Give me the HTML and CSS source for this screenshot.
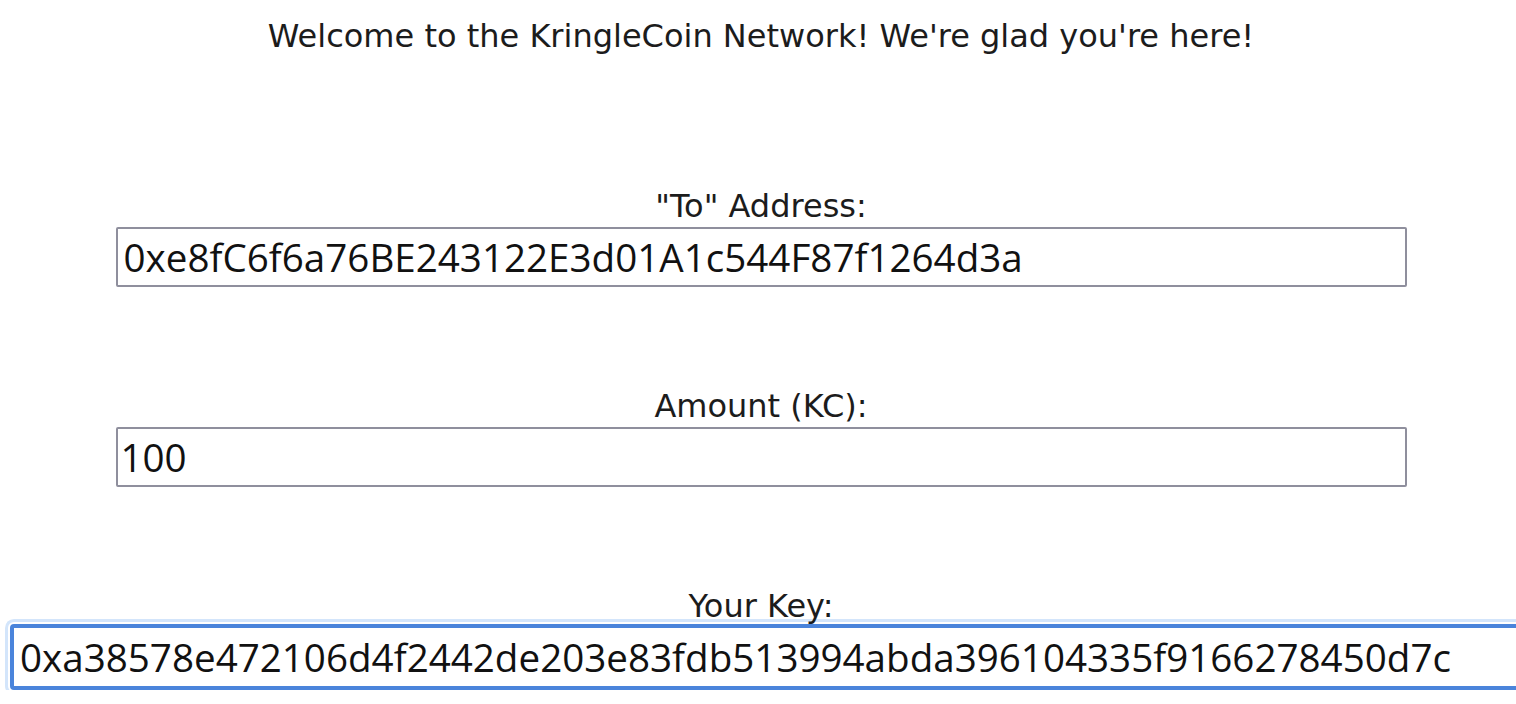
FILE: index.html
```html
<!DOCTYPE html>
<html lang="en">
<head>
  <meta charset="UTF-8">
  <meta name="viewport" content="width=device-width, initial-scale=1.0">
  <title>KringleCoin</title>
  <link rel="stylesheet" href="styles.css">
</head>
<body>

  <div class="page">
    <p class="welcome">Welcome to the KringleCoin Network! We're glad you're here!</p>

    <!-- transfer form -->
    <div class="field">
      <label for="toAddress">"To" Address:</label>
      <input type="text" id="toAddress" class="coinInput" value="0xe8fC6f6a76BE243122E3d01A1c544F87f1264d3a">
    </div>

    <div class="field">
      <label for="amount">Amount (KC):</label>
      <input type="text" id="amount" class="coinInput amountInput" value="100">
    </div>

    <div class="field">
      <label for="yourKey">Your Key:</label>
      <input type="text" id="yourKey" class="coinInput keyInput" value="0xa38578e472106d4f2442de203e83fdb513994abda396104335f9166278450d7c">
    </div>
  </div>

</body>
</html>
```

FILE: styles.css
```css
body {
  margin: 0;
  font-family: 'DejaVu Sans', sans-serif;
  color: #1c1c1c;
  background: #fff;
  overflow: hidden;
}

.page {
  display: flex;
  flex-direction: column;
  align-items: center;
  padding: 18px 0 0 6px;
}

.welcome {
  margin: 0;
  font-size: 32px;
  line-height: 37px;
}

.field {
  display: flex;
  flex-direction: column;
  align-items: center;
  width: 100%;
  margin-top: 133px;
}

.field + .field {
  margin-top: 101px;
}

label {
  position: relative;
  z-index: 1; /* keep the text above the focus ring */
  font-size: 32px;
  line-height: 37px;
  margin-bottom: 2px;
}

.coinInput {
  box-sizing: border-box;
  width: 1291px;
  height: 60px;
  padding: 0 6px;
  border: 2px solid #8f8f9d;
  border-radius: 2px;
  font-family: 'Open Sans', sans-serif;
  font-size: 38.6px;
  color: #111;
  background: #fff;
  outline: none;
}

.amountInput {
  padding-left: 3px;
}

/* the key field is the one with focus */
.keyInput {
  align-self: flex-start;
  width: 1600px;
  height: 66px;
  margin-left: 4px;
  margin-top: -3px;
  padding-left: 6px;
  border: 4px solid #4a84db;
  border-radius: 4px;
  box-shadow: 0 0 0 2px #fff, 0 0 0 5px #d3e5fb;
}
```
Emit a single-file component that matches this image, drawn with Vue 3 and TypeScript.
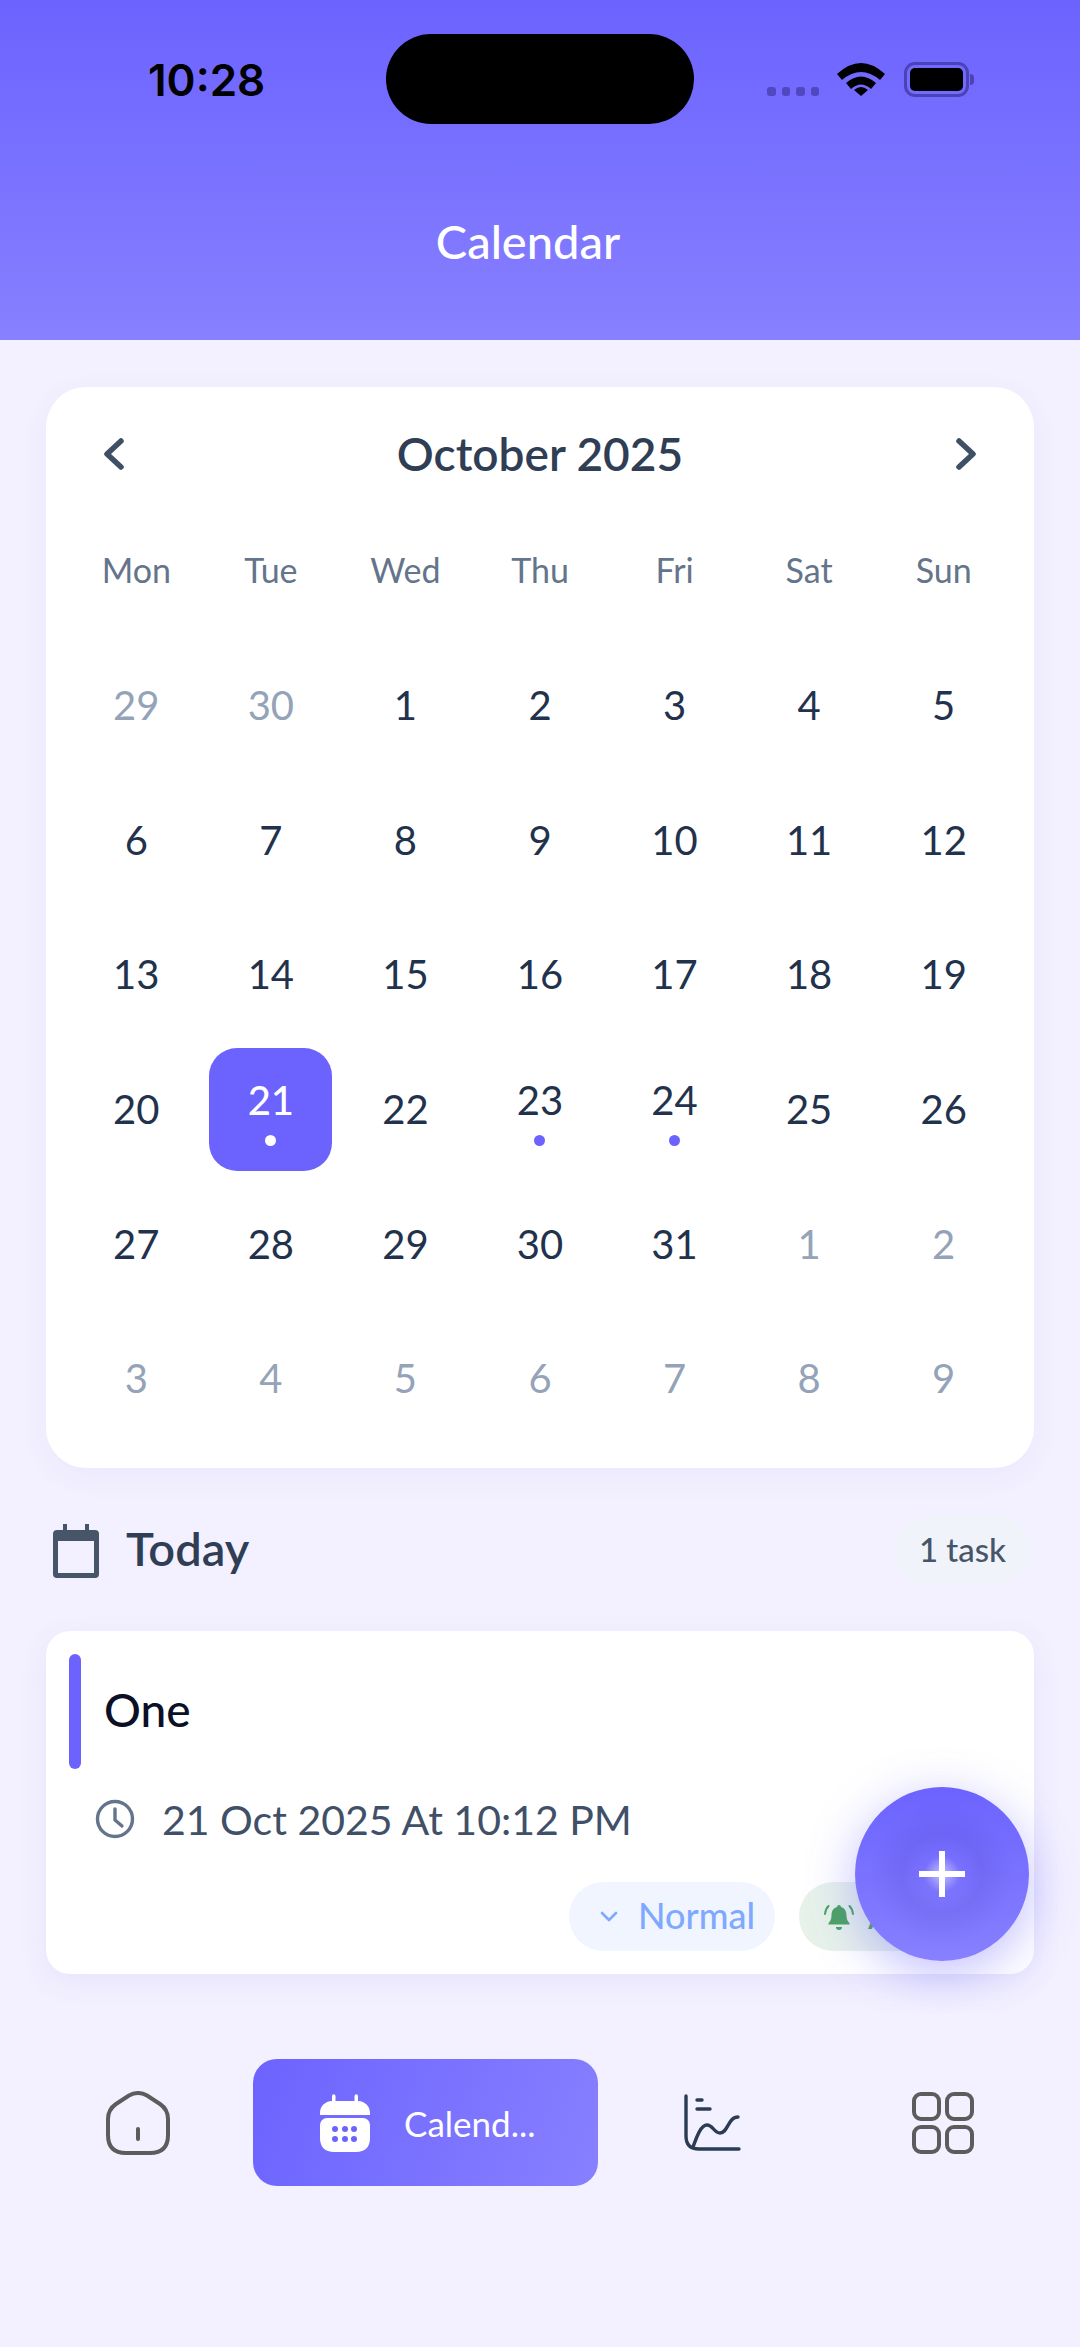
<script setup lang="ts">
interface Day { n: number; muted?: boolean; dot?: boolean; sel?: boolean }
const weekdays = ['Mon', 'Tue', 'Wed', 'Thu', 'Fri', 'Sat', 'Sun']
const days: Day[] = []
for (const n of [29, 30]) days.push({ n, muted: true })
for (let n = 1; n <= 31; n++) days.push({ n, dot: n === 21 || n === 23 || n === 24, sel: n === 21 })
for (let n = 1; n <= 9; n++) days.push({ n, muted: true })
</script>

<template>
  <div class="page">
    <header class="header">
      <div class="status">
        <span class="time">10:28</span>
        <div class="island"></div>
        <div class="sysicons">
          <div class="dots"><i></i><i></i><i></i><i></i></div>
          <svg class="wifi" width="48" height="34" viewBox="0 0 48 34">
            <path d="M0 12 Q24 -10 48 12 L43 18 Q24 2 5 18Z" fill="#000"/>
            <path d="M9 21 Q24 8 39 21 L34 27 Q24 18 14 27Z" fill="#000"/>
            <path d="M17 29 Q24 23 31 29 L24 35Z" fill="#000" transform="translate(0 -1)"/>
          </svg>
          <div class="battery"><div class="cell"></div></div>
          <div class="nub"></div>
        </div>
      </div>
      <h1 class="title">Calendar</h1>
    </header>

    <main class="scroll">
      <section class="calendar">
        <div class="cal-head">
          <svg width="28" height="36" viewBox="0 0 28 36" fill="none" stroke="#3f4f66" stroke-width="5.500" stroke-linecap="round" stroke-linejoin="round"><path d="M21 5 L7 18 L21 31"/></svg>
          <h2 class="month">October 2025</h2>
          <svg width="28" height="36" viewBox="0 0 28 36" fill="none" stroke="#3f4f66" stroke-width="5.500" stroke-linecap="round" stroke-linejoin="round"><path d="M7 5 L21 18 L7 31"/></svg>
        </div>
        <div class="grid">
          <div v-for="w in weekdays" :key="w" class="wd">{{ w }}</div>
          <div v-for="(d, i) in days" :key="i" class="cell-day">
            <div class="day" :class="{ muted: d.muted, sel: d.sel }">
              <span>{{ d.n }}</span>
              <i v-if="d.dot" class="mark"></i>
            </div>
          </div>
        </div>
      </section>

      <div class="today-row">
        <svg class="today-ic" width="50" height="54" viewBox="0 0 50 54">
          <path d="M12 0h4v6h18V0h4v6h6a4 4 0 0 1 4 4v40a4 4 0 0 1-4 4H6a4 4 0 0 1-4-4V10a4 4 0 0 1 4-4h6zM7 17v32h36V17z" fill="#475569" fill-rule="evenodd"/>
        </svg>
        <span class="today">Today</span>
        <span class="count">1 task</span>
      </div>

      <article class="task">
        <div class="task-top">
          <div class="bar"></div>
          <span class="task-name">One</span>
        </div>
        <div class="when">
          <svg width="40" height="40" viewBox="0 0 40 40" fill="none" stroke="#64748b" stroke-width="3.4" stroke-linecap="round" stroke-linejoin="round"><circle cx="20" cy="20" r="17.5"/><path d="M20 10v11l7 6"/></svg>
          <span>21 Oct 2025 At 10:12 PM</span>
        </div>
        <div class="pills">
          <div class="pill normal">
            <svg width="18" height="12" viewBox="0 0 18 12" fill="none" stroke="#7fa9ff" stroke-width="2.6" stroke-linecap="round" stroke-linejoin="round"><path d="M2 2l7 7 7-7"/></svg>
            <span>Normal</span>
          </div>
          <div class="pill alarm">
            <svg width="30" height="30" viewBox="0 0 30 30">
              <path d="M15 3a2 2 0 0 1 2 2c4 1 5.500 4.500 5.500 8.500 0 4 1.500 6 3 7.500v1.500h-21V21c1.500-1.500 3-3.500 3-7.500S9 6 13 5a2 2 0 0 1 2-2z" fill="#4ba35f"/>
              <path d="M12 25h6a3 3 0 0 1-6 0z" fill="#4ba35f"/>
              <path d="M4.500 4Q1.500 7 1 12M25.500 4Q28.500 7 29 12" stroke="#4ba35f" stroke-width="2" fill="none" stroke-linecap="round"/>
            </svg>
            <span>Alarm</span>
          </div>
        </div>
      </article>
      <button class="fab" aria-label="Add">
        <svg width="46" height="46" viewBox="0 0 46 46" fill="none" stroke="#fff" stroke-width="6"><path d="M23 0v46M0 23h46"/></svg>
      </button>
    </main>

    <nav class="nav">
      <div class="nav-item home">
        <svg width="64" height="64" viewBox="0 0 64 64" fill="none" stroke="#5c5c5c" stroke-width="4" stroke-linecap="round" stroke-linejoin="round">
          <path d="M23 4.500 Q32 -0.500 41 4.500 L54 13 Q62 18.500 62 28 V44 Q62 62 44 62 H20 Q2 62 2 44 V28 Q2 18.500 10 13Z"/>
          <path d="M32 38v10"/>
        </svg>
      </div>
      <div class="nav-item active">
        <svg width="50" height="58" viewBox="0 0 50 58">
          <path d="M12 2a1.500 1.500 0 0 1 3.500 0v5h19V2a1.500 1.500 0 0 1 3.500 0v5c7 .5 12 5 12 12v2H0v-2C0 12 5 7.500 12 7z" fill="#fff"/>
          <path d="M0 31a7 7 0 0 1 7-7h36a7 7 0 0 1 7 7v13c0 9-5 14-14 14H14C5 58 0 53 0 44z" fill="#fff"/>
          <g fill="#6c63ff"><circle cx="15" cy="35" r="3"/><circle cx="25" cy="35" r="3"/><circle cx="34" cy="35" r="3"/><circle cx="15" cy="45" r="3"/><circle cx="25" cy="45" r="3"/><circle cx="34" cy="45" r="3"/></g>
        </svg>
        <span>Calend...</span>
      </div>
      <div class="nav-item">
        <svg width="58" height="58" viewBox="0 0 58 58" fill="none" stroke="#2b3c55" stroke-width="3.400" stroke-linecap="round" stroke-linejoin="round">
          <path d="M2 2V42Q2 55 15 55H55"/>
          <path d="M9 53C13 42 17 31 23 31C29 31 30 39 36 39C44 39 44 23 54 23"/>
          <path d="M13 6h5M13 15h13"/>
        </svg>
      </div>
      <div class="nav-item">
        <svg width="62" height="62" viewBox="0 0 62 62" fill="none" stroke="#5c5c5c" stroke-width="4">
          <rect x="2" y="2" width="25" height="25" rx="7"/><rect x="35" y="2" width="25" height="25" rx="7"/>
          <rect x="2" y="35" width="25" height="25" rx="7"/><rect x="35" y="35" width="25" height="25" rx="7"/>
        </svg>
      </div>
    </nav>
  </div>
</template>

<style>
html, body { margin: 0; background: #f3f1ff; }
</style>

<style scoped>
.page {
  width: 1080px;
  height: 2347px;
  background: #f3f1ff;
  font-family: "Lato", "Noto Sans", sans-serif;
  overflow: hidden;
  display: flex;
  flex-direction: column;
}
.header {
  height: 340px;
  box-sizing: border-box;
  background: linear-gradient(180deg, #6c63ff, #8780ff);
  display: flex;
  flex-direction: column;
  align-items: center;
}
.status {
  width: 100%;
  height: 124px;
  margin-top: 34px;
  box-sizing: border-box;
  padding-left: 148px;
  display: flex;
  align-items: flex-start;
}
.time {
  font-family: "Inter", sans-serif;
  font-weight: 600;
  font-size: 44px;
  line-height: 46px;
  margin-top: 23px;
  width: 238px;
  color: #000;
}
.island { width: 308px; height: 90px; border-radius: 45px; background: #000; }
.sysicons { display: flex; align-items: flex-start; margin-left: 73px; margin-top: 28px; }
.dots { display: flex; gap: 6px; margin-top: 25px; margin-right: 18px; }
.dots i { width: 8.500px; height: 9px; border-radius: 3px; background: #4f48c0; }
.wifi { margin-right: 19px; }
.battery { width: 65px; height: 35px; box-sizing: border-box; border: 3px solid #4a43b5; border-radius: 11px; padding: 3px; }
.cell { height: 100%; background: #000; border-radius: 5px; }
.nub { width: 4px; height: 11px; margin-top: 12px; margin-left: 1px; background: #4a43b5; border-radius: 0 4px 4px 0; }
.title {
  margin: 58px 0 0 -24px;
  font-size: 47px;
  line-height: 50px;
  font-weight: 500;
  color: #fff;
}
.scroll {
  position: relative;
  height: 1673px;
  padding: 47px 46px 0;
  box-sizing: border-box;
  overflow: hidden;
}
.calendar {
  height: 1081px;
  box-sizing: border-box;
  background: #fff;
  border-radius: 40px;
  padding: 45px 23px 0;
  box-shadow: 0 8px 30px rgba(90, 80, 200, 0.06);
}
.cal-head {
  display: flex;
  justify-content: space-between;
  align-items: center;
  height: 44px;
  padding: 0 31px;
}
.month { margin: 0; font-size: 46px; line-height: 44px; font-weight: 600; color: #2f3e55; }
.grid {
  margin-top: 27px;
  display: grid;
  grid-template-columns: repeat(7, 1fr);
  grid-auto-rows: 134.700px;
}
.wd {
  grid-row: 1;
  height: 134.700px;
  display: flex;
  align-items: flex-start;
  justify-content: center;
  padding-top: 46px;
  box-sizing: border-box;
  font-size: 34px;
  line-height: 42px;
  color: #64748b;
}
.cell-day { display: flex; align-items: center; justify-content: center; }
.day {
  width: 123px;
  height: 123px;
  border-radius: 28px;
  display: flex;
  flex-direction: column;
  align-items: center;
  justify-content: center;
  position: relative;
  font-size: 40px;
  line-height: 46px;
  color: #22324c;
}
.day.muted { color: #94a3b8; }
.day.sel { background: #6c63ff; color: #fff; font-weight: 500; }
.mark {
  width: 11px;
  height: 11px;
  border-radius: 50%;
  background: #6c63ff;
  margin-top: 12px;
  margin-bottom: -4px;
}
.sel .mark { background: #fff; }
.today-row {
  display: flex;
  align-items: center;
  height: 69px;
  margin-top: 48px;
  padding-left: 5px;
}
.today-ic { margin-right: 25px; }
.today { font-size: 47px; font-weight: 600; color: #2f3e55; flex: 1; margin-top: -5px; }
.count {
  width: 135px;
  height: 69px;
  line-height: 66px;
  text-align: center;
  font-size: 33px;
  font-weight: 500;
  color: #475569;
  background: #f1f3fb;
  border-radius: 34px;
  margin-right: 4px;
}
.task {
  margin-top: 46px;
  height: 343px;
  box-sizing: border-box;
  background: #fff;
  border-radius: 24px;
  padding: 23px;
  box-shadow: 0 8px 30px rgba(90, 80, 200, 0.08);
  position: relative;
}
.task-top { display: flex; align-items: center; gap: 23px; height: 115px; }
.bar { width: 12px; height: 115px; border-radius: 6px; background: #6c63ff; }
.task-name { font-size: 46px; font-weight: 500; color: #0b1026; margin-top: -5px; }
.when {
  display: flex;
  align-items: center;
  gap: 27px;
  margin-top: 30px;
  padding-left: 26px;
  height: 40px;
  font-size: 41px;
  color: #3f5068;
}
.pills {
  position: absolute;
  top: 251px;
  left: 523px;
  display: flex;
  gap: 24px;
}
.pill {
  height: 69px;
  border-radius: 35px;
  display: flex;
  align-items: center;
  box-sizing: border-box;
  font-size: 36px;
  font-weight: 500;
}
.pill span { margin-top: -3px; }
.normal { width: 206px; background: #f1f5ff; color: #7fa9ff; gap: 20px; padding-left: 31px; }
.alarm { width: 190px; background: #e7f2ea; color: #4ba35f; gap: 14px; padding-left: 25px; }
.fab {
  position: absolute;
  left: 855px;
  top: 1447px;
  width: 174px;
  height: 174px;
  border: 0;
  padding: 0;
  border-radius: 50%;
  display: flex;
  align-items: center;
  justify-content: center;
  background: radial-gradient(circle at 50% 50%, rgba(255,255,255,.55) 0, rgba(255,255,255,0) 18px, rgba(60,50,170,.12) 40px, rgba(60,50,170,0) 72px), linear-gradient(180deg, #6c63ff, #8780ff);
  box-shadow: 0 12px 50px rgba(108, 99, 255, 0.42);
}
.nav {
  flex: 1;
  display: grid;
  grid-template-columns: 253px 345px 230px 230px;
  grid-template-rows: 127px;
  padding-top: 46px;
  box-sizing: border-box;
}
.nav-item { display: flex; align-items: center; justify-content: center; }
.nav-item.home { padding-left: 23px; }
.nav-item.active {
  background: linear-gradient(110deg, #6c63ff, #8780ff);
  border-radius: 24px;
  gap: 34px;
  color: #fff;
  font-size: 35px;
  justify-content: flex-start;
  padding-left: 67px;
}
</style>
----------------------------------------
Written instruction »
Pull out every line above that holds the word "this".

Task answer »
Give me the HTML and CSS source for this screenshot.
Emit a single-file component that matches this image, drawn with Vue 3 and TypeScript.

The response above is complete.